Scripture for the week: 1 Samuel 8:4-11, 16-20; Psalm 138; 2 Corinthians 4:13-5:1; Mark 3:20-35

The people of Israel, in the time of the prophet Samuel, decided that they wanted a king, like other nations. God warned them, through Samuel, of the risks and probable consequences: subjugation of their sons and daughters, appropriation of people and resources for war and personal benefit; corruption; diversion of prosperity from the people to the leaders – a list that sounds like a modern-day corruption scandal in the making! 

God pointed out to Samuel, who was justifiably irritated by rejection, not to be regarded as old and irrelevant, that the people were in effect abandoning God as their king, mainly because God as direct ruler seems a little too close. When things are difficult, we want God to be near; when they go well, we would rather that God was a little more remote, not watching our little and not-so-little sins and offences. 

 This is why sometimes people have difficulty hearing Jesus and his teaching and putting it into action: he brings God very close into human life – too close, for some. A saying coined for the role of newspapers in 1902 has become attached to the church and its clergy: its role being to comfort the afflicted and to afflict the comfortable. It is actually not far from the heart of Christian faith and teaching. 

 Jesus is a difficult role model, giving away all that he had: security, family, himself, even his life.  His teachings are very much about life in the world in which we live now. Jesus was concerned with the treatment of the needy, the dispossessed, the outcasts and the downtrodden. 

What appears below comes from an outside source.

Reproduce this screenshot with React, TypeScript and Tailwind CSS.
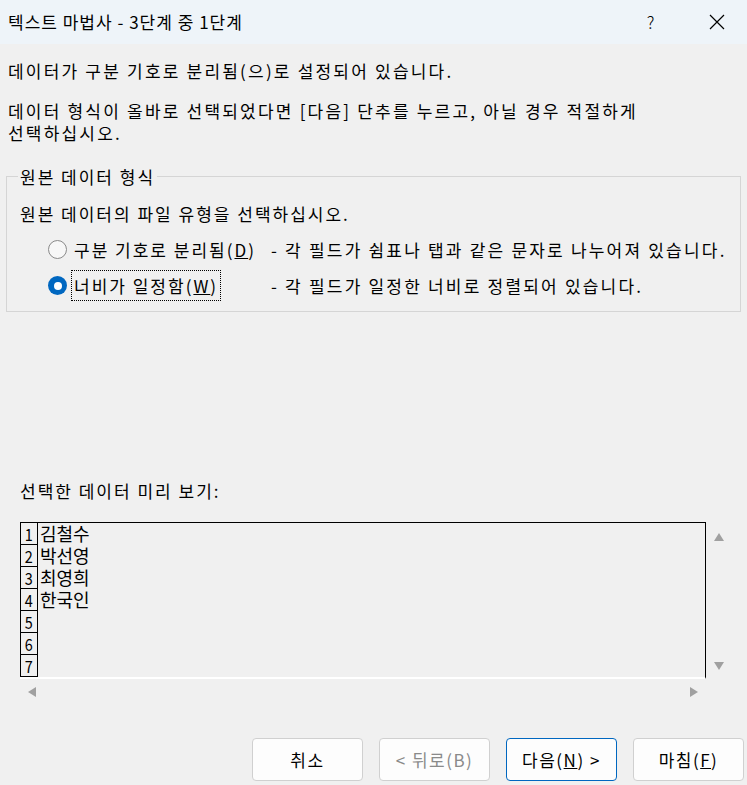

There is nothing wrong with wanting to have leaders to take care of us and to give us direction – Moses, for example, in the Exodus story, was encouraged to appoint leaders to whom he could delegate authority. But if we impose expectations of Jesus’ level of self-sacrifice upon our own leaders, we are bound to be disappointed, because they cannot match such expectations, although we should expect servant leadership along the lines of that of Jesus.

Jesus was mocked by the leaders of his day as being “out of his mind” – which might be true if he was in God’s mind. He is the only leader guaranteed not to be self-serving, flawed, corrupted by power, or imperfect, even though he is the one who ended up on the cross, discredited and disowned, having given away everything that he had to give.

His fate may in fact give us a clue as to what is wrong with many human models of leadership and power, which is something that the prophet Samuel warned about many centuries before.